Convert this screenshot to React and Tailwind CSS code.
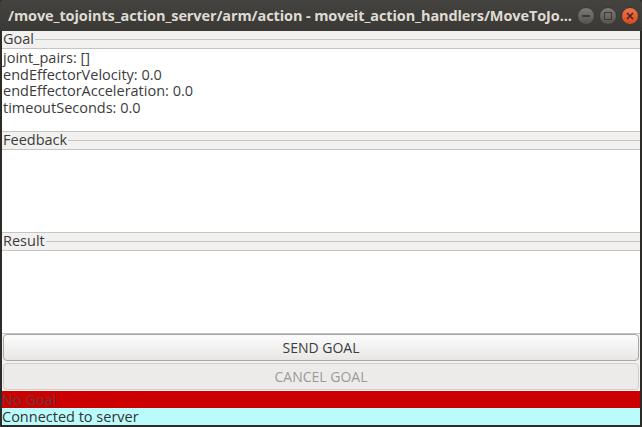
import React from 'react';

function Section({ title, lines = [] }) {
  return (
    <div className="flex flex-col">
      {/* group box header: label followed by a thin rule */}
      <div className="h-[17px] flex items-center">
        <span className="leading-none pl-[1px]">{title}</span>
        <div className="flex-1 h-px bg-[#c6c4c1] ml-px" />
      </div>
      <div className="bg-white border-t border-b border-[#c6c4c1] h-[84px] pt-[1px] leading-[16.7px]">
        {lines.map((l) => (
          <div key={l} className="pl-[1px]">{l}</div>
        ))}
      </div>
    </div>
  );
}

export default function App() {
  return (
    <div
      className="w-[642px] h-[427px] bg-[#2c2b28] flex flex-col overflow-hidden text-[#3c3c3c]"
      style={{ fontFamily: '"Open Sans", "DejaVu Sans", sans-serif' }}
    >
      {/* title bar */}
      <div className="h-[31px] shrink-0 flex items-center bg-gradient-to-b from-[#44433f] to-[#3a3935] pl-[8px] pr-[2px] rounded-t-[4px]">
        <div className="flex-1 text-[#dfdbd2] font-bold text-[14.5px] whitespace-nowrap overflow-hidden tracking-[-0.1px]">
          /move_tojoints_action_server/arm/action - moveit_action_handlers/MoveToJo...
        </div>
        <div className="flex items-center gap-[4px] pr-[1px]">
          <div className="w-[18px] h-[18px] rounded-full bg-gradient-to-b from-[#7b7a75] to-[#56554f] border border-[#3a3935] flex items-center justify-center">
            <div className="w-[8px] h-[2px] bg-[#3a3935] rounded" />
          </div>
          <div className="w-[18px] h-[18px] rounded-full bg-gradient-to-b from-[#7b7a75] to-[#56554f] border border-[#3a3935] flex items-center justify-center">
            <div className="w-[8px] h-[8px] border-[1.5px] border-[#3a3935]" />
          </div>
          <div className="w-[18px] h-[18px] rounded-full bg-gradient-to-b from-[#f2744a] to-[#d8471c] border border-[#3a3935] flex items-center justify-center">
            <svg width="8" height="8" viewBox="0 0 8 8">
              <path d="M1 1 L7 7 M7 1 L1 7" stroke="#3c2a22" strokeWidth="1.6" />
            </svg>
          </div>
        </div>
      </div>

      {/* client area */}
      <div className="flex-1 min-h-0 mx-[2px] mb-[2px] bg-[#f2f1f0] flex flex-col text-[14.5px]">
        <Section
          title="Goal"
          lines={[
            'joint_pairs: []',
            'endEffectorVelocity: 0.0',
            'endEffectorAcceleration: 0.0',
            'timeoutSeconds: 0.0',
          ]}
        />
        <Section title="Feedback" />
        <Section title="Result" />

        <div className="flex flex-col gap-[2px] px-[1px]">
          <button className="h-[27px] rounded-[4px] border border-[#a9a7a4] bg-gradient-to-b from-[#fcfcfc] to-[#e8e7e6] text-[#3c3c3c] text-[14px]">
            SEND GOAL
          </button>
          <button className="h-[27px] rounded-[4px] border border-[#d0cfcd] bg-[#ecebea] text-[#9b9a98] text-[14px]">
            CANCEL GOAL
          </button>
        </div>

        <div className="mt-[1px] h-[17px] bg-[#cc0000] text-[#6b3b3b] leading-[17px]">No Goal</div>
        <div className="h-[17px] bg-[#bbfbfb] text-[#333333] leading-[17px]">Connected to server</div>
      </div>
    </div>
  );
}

=== GIVEN EXERCISE ===
Starting with the first line of the data above and ending with the line containing "import React from 'react';", please restate every line exactly, leaving images out.

=== TASK SOLUTION ===
Convert this screenshot to React and Tailwind CSS code.
import React from 'react';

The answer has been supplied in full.